My flower buddies are teaching me sooooooo much about persistence. And even more than that: about doing what God has designed me to do. No matter what.
One winter several years ago, I just got mad when our outdoor growing season stopped so soon. It's not unusual for a freak snow in September to wipe out flowers that are really still at the height of their growing. I heard news of a coming hard frost and went outside and dug up my geraniums and plopped them in a glass bowl. Honestly, I didn't hold out much hope for their successful transplanting--I'd been sorta rough and fast in my "rescue." But I'd fallen in love with their fiery red blooms and just did NOT want to see them end.
To my surprise and delight, they immediately prospered.
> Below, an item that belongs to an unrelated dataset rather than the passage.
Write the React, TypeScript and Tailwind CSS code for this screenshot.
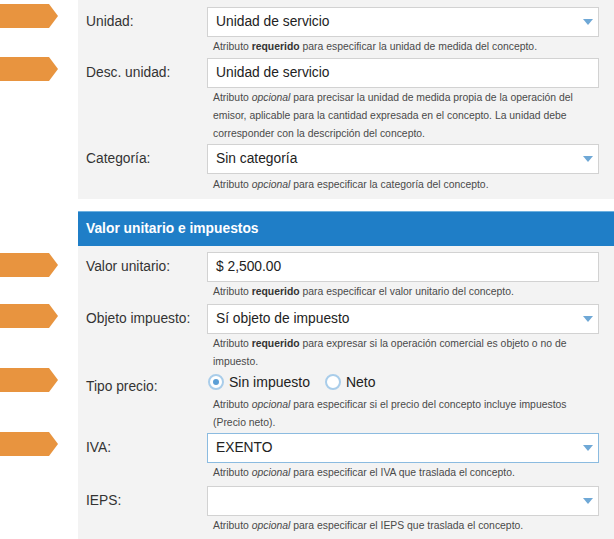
import React from 'react';

const font = { fontFamily: '"Liberation Sans", Arial, sans-serif' };

const Arrow = () => (
  <svg width="58" height="24" viewBox="0 0 58 24" className="block">
    <polygon points="0,0 49,0 58,12 49,24 0,24" fill="#e8943f" />
  </svg>
);

const Caret = () => (
  <svg width="10" height="6" viewBox="0 0 10 6" className="block">
    <polygon points="0,0 10,0 5,6" fill="#6fa8d6" />
  </svg>
);

interface FieldProps {
  label: string;
  arrow?: string; // offset del marcador
  row: string; // espaciado de la fila
  children: React.ReactNode;
  help: React.ReactNode;
  helpClass?: string;
}

const Field: React.FC<FieldProps> = ({ label, arrow, row, children, help, helpClass }) => (
  <div className="flex">
    <div className="w-[78px] shrink-0 bg-white">
      {arrow && <div className={arrow}><Arrow /></div>}
    </div>
    <div className={`flex-1 bg-[#f3f3f3] flex ${row}`}>
      <div className="w-[129px] shrink-0 pl-2 h-[30px] flex items-center text-[13.8px] text-[#333]">
        {label}
      </div>
      <div className="w-[392px]">
        {children}
        <div className={`pl-[6px] text-[10.4px] leading-[18px] text-[#4a4a4a] ${helpClass ?? 'mt-[1px]'}`}>
          {help}
        </div>
      </div>
    </div>
  </div>
);

const Input = ({ value, select, focus }: { value: string; select?: boolean; focus?: boolean }) => (
  <div
    className={`h-[30px] bg-white border flex items-center justify-between pl-[8px] pr-[5px] text-[13.8px] text-[#222] ${
      focus ? 'border-[#8bbbe0]' : 'border-[#d2d2d2]'
    }`}
  >
    <span>{value}</span>
    {select && <Caret />}
  </div>
);

const Radio = ({ checked, label }: { checked?: boolean; label: string }) => (
  <div className="flex items-center gap-[5px]">
    <span className="w-[16px] h-[16px] rounded-full border-2 border-[#a9cdea] bg-white flex items-center justify-center">
      {checked && <span className="w-[6px] h-[6px] rounded-full bg-[#5c9fd6]" />}
    </span>
    <span className="text-[14px] text-[#222]">{label}</span>
  </div>
);

const Req = () => <b className="font-bold text-[#333]">requerido</b>;
const Opc = () => <i>opcional</i>;

export default function App() {
  return (
    <div className="w-[614px] h-[539px] bg-white overflow-hidden" style={font}>
      {/* Panel superior */}
      <Field label="Unidad:" arrow="mt-[4px]" row="pt-[7px]" help={<>Atributo <Req /> para especificar la unidad de medida del concepto.</>}>
        <Input value="Unidad de servicio" select />
      </Field>
      <Field
        label="Desc. unidad:"
        arrow="mt-[1px]"
        row="pt-[2px]"
        help={
          <>
            Atributo <Opc /> para precisar la unidad de medida propia de la operación del
            <br />
            emisor, aplicable para la cantidad expresada en el concepto. La unidad debe
            <br />
            corresponder con la descripción del concepto.
          </>
        }
      >
        <Input value="Unidad de servicio" />
      </Field>
      <Field label="Categoría:" row="pt-[1px] pb-[5px]" helpClass="mt-[2px]" help={<>Atributo <Opc /> para especificar la categoría del concepto.</>}>
        <Input value="Sin categoría" select />
      </Field>

      <div className="h-[12px]" />

      {/* Encabezado */}
      <div className="flex">
        <div className="w-[78px] shrink-0" />
        <div className="flex-1 h-[35px] bg-[#1f7ec7] border-t border-[#6eb1e0] flex items-center pl-2 text-white font-bold text-[13.8px]">
          Valor unitario e impuestos
        </div>
      </div>

      {/* Panel inferior */}
      <Field label="Valor unitario:" arrow="mt-[7px]" row="pt-[6px]" help={<>Atributo <Req /> para especificar el valor unitario del concepto.</>}>
        <Input value="$ 2,500.00" />
      </Field>
      <Field
        label="Objeto impuesto:"
        arrow="mt-[3px]"
        row="pt-[3px]"
        help={
          <>
            Atributo <Req /> para expresar si la operación comercial es objeto o no de
            <br />
            impuesto.
          </>
        }
      >
        <Input value="Sí objeto de impuesto" select />
      </Field>
      <Field
        label="Tipo precio:"
        arrow="-mt-[3px]"
        row="pt-[1px]"
        helpClass="mt-[4px]"
        help={
          <>
            Atributo <Opc /> para especificar si el precio del concepto incluye impuestos
            <br />
            (Precio neto).
          </>
        }
      >
        <div className="h-[20px] flex items-center gap-[15px] pl-[1px]">
          <Radio checked label="Sin impuesto" />
          <Radio label="Neto" />
        </div>
      </Field>
      <Field label="IVA:" arrow="mt-0" row="pt-[1px]" help={<>Atributo <Opc /> para especificar el IVA que traslada el concepto.</>}>
        <Input value="EXENTO" select focus />
      </Field>
      <Field label="IEPS:" row="pt-[4px] pb-[4px]" help={<>Atributo <Opc /> para especificar el IEPS que traslada el concepto.</>}>
        <Input value="" select />
      </Field>
    </div>
  );
}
However, over the next few years, my tending of them went seriously downhill. My personal life was unraveling, with marital separation, reconciliation, then another betrayal. Then ultimately, divorce--unwanted by me, seemingly unavoidable, like an emotional avalanche I couldn't stop nor avoid being buried by.
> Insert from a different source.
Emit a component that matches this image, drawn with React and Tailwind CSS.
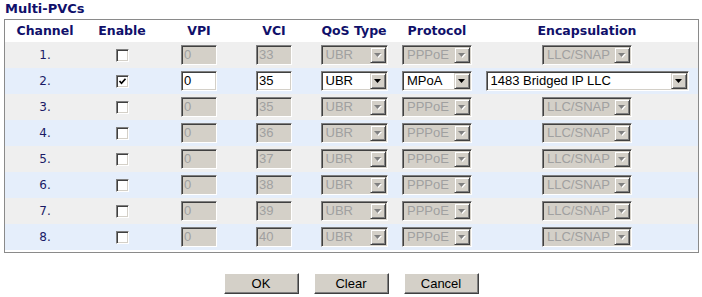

Every so often I'd remember these sweeties and water them. Every time I thought my neglect had killed them, they rallied. These pictures show them as they are this morning: gangly, wild, raggedy, and exuberantly blooming. Look how they turn to the light. True, only a mommy or daddy geranium (and ME!!) could call them "beautiful" in their present state. But oh, how their insistence sustains me.
Most days, I, too, feel gangly and disjointed, trying to survive despite arid conditions. But most days--no, EVERY day,--I, too, turn to the sun, to divine Love, and blossom. Not because I "choose" to, but because that is how God designed me. Hallelujah!